A UE será o somatório das soluções que forem encontradas para cada uma das suas crises

 

Jean Monnet

 

Há períodos na vida das instituições em que, de repente, tudo parece estar prestes a desmoronar-se e tudo está posto em causa.

 

Inclusive a própria sobrevivência. A União Europeia atravessa um desses períodos vitais e qualquer que seja o desfecho nada voltará a ser como dantes.

 

Escrevo minutos depois de saber que, embora nada tenha ficado decidido sobre o drama grego, finalmente, após um longo braço-de-ferro que ambas as partes podiam ter evitado, se está a caminho de uma solução que permite manter o "stato quo" por mais uns tempos.
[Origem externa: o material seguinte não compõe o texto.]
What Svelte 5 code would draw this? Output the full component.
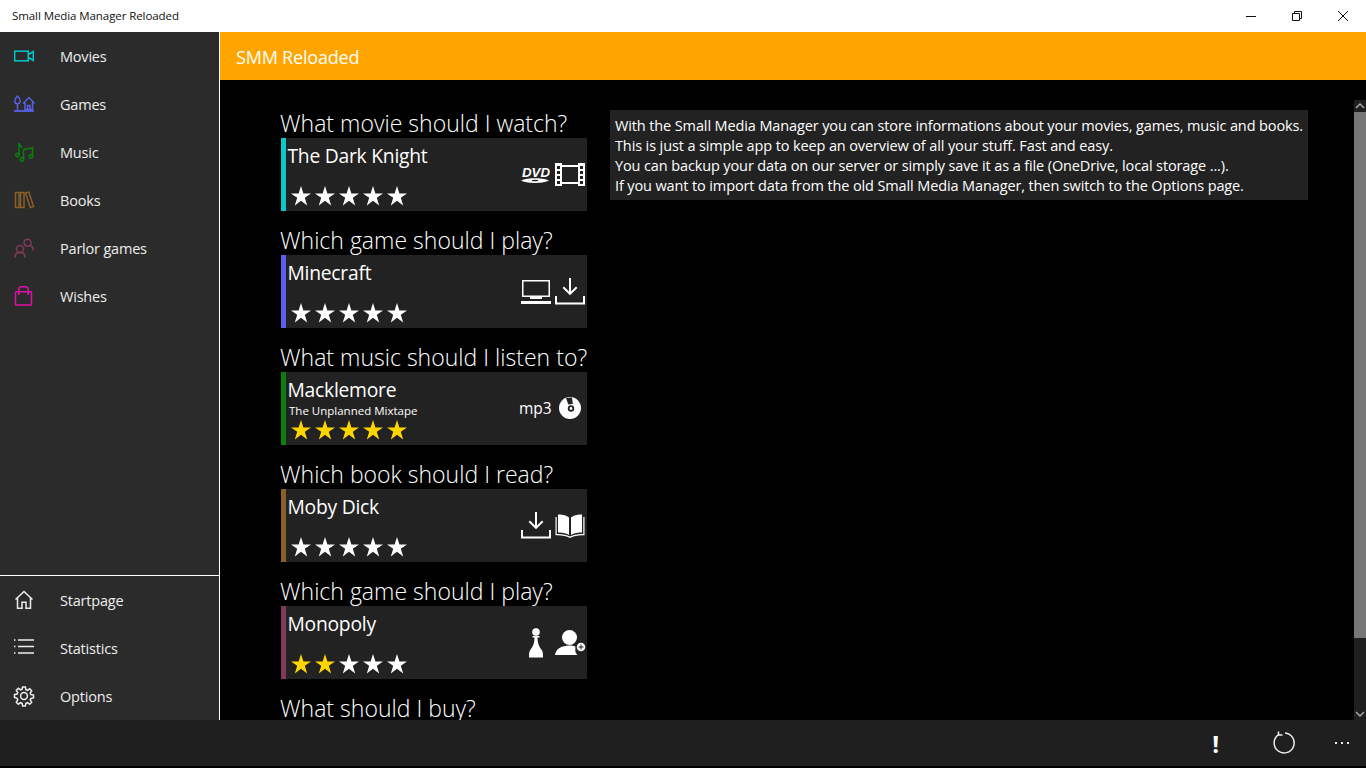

Talvez os necessários para recuperar o fôlego; com "adultos na sala", é possível que se criem as condições necessárias para recomeçar. O tom do discurso de Varoufakis no Eurogrupo da semana passada e as últimas propostas gregas podem ser um bom princípio para retomar o diálogo e as negociações sem crispações desnecessárias. A verdade é que o governo grego já foi, mesmo contra vontade, reconduzido à norma dominante e perdeu a ineficaz arrogância inicial cedendo em aspectos substanciais. Os parceiros, pela primeira vez em muitas semanas, compreenderam que o que estava em causa era muito mais que a asfixia da Grécia, as humilhações e o sofrimento que lhe vinham sendo impostos (que a Comissão Europeia, através do seu presidente, há tempos, já tinha considerado excessivos): a derradeira proposta grega foi considerada 'uma boa base' para um acordo; porque o que estava verdadeiramente em causa era a sobrevivência do próprio euro e da integração europeia que, em qualquer momento, ameaçava entrar num processo de desagregação.

 

Mais, era este cenário que os Estados Unidos, discreta mas firmemente, vinham rebatendo: deixar cair a Grécia, no actual contexto geopolítico europeu, a última fronteira livre do Sul da Europa, com uma guerra em suspenso na Ucrânia, podia constituir um rude golpe para a segurança de todos os europeus.  E dessa matéria sabem, demais, os americanos várias vezes chamados de emergência a resolver os problemas que os europeus inconscientemente, ao longo de quase um século, foram criando e não foram capazes de resolver.

 

Tenho de conceder que, pelo menos desta vez, embora enleada nos seus compromissos internos e presa dos seus preconceitos, a chanceler Merkel conseguiu assumir, com coragem, a liderança da UE: sobre ela recaía a enorme responsabilidade de retirar aos contabilistas a palavra decisiva (incluindo a do seu ministro das Finanças e a do presidente do Eurogrupo) e transferir para a esfera política o poder de decisão que a gravidade da situação impunha.

 

Apesar de tudo, quando sobre a Europa for feita a História deste tempo, o balanço não pode ser muito positivo: a mesquinhez das causas e dos interesses nacionalistas transformaram um espaço de paz, liberdade e democracia, como tinha sido concebido, que se alargara a quase todo o continente, num território de divergência e retrocesso, onde falaram mais alto a tibieza das lideranças, a sua falta de visão. Uma Europa a várias velocidades que se arriscava a deixar pelo caminho alguns dos seus membros, trocando o sentido de progresso e de futuro pela demonstração de impotência que  conduz ao declínio no quadro da economia e da sociedade globais.